Talia leaves Bane to finish the job on Batman but Catwoman sneaks up on everyone with a suddenly silent Batpod and just in the nick of time (yeah, it's a running theme) saves Batman and blows Bane back to the stone ages. Batman gets his 2nd wind despite having a serious knife wound and chases Talia down in "The Bat" with Catwoman assisting on the Batpod. Talia crashes the truck and starts the typical villain death monologue. Rather than get the bomb out of Gotham ASAP Batman, Gordon, and Catwoman stand there comically listening before she dies one of the most horribly acted deaths I've ever seen. Batman looks at his watch and figures he has a bit more time to waste with Gordon and Catwoman before he finally starts towing the bomb out to sea away from Gotham. We see a closeup of Batman's face as he's flying out to sea and the bomb finally explodes. Gotham is saved and it's the end of Batman....or is it?
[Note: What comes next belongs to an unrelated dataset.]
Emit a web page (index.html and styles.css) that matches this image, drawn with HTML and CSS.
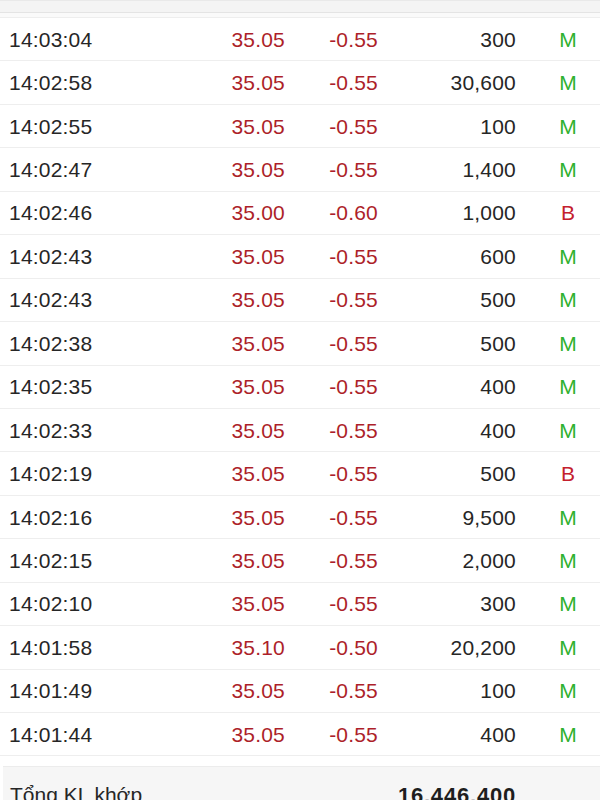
FILE: index.html
```html
<!DOCTYPE html>
<html lang="vi">
<head>
<meta charset="utf-8">
<link rel="stylesheet" href="styles.css">
</head>
<body>
<div class="top-band"></div>
<div class="spacer"></div>
<div class="list">
  <div class="row"><span class="time">14:03:04</span><span class="price">35.05</span><span class="chg">-0.55</span><span class="vol">300</span><span class="gap"></span><span class="side m">M</span></div>
  <div class="row"><span class="time">14:02:58</span><span class="price">35.05</span><span class="chg">-0.55</span><span class="vol">30,600</span><span class="gap"></span><span class="side m">M</span></div>
  <div class="row"><span class="time">14:02:55</span><span class="price">35.05</span><span class="chg">-0.55</span><span class="vol">100</span><span class="gap"></span><span class="side m">M</span></div>
  <div class="row"><span class="time">14:02:47</span><span class="price">35.05</span><span class="chg">-0.55</span><span class="vol">1,400</span><span class="gap"></span><span class="side m">M</span></div>
  <div class="row"><span class="time">14:02:46</span><span class="price">35.00</span><span class="chg">-0.60</span><span class="vol">1,000</span><span class="gap"></span><span class="side b">B</span></div>
  <div class="row"><span class="time">14:02:43</span><span class="price">35.05</span><span class="chg">-0.55</span><span class="vol">600</span><span class="gap"></span><span class="side m">M</span></div>
  <div class="row"><span class="time">14:02:43</span><span class="price">35.05</span><span class="chg">-0.55</span><span class="vol">500</span><span class="gap"></span><span class="side m">M</span></div>
  <div class="row"><span class="time">14:02:38</span><span class="price">35.05</span><span class="chg">-0.55</span><span class="vol">500</span><span class="gap"></span><span class="side m">M</span></div>
  <div class="row"><span class="time">14:02:35</span><span class="price">35.05</span><span class="chg">-0.55</span><span class="vol">400</span><span class="gap"></span><span class="side m">M</span></div>
  <div class="row"><span class="time">14:02:33</span><span class="price">35.05</span><span class="chg">-0.55</span><span class="vol">400</span><span class="gap"></span><span class="side m">M</span></div>
  <div class="row"><span class="time">14:02:19</span><span class="price">35.05</span><span class="chg">-0.55</span><span class="vol">500</span><span class="gap"></span><span class="side b">B</span></div>
  <div class="row"><span class="time">14:02:16</span><span class="price">35.05</span><span class="chg">-0.55</span><span class="vol">9,500</span><span class="gap"></span><span class="side m">M</span></div>
  <div class="row"><span class="time">14:02:15</span><span class="price">35.05</span><span class="chg">-0.55</span><span class="vol">2,000</span><span class="gap"></span><span class="side m">M</span></div>
  <div class="row"><span class="time">14:02:10</span><span class="price">35.05</span><span class="chg">-0.55</span><span class="vol">300</span><span class="gap"></span><span class="side m">M</span></div>
  <div class="row"><span class="time">14:01:58</span><span class="price">35.10</span><span class="chg">-0.50</span><span class="vol">20,200</span><span class="gap"></span><span class="side m">M</span></div>
  <div class="row"><span class="time">14:01:49</span><span class="price">35.05</span><span class="chg">-0.55</span><span class="vol">100</span><span class="gap"></span><span class="side m">M</span></div>
  <div class="row"><span class="time">14:01:44</span><span class="price">35.05</span><span class="chg">-0.55</span><span class="vol">400</span><span class="gap"></span><span class="side m">M</span></div>
</div>
<div class="footer">
  <span class="total-label">Tổng KL khớp</span>
  <span class="total-value">16,446,400</span>
</div>
</body>
</html>
```
FILE: styles.css
```css
html, body {
  margin: 0;
  padding: 0;
  background: #ffffff;
  font-family: "Liberation Sans", Arial, sans-serif;
  width: 600px;
  height: 800px;
  overflow: hidden;
}
.top-band {
  background: #f4f4f4;
  border-top: 1px solid #e9e9e9;
  border-bottom: 1px solid #e4e4e4;
  box-sizing: border-box;
  height: 13px;
}
.spacer {
  height: 4px;
  background: #fafafa;
}
.list {
  border-bottom: 1px solid #eeeeee;
}
.row {
  display: grid;
  grid-template-columns: 200px 85px 93px 138px 20px 64px;
  align-items: center;
  height: 43.44px;
  box-sizing: border-box;
  border-top: 1px solid #eeeeee;
  font-size: 21px;
  letter-spacing: 0.2px;
  line-height: 1;
}
.time {
  padding-left: 9px;
  color: #262626;
}
.price, .chg {
  text-align: right;
  color: #ad1f2a;
}
.vol {
  text-align: right;
  color: #262626;
}
.side {
  text-align: center;
}
.side.m { color: #2fb12f; }
.side.b { color: #c4202e; }
.footer {
  margin-top: 10px;
  margin-left: 3px;
  height: 40px;
  background: #f6f6f6;
  border-top: 1px solid #ececec;
  display: grid;
  grid-template-columns: 200px 313px;
  align-items: start;
  padding-top: 16px;
  box-sizing: border-box;
  font-size: 21px;
  color: #262626;
}
.total-label {
  padding-left: 7px;
}
.total-value {
  text-align: right;
  font-weight: bold;
  font-size: 22px;
  letter-spacing: 0.8px;
  color: #1e1e1e;
}
```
Well, everything is wrapped up nice and neat. We see Bruce Wayne's funeral with Alfred crying once again that he failed the family. I know it's supposed to be sad and all but I'm sick of Alfred's sh**...sorry. Wayne Manor basically becomes an orphanage. Batman gets a really cool statue in his honor. We find out John Blake's name is actually "Robin" in the most cringe-worthy, eye-roll inducing way possible. Gordon is seen checking out what looks like the new Bat, errr Blake-signal. Fox learns the autopilot was fixed by Bruce Wayne and he gets a knowing expression. Then we see Alfred in a scene that looks just like his cafe dream that he had earlier in the movie. He looks over and sees Bruce with Selina Kyle. Bruce smiles and Alfred smiles back....Batman is ALIVE!! I sure as hell didn't see that coming. The final shot of the movie is Blake finding the Batcave signaling he's the new Batman even though he's had no training and no wealth whatsoever. I can't wait to see him get his ass kicked. Cue the credits.